De todas formas, haya pasado lo que sea, el hecho incontrovertible es que sigue habiendo artistas, por mucho que ahora sean esclavos del público; esto es: del consumo anónimo o, simplemente, del mercado, y, encima, que nunca se ha hablado tanto del arte como ahora, aunque ciertamente nunca tampoco de una manera tan confusa y desordenada. Como, para aclarar la confusión reinante al respecto, Groys, al comienzo del ensayo, aduce que él ha abandonado la perspectiva estética, dominante en nuestra época, para situarse en otra poética, más tradicional, que fue la de quienes históricamente inventaron el arte, los griegos, me atrevo, por mi parte, a afirmar que, desde entonces, nadie ha sido capaz de enmendarles la plana, o, lo que es lo mismo, que nadie ha logrado definir de otra manera mejor qué es el arte.

En este sentido, la pensadora judía, de nacionalidad germano-estadounidense, Hannah Arendt (1906-1975), en el capítulo titulado ‘La permanencia del mundo y la obra de arte’, incluido originalmente en su deslumbrante ensayo La condición humana y ahora compilado en un libro antológico recién editado en nuestro país, Más allá de la filosofía.
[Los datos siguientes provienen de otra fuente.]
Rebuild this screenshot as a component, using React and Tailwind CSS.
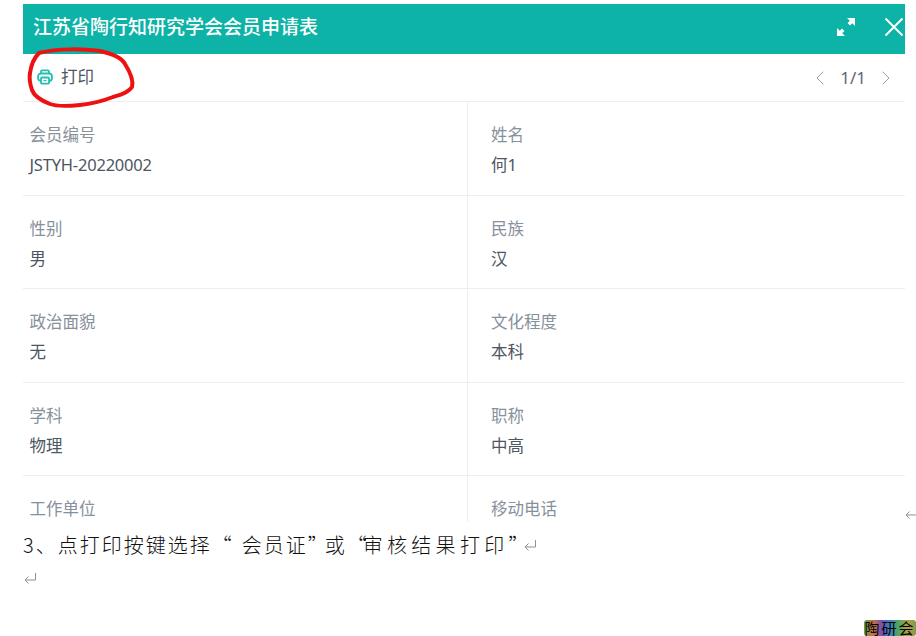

Escritos sobre cultura, arte y literatura (Trotta), afirma “que el arte ha sobrevivido de manera gloriosa a su separación de la religión, la magia y el mito”; esto es: al corrosivo proceso de la secularización moderna. Arendt se lo explica además porque el arte es esencialmente un producto del “pensamiento puro”, un proceso que, según ella, no hay que confundir con el de la “cognición” o el del “razonamiento”, los cuales a diferencia del primero, tienen un objetivo claro y/o una orientación pragmática. Aunque no podamos meternos aquí en los profundos y apasionantes berenjenales que tales afirmaciones comportan, el que el arte esté asociado con el “pensamiento puro”, que carece de utilidad y de finalidad, significa, entre otras cosas, que se pregunta gratuitamente por lo que nadie, en principio, se interroga; esto es: que se trata de un proceso en el que las preguntas se encadenan sin respuesta alguna. Esta es la razón, a mi modo de ver, del excepcional valor del arte en un mundo como el actual, donde no se admite que no haya respuestas para todo, aunque sea a costa de alienar ciegamente nuestra capacidad inquisitiva, la única manera de revertir la fatalidad de nuestro destino mortal. De esta manera, aunque, como agudamente Groys nos advierte, es posible que el arte corra hoy serios peligros de supervivencia y usurpen su función muchos impostores, baste con que alguien mantenga una radical posición interrogativa para que el arte mantenga su existencia gloriosa.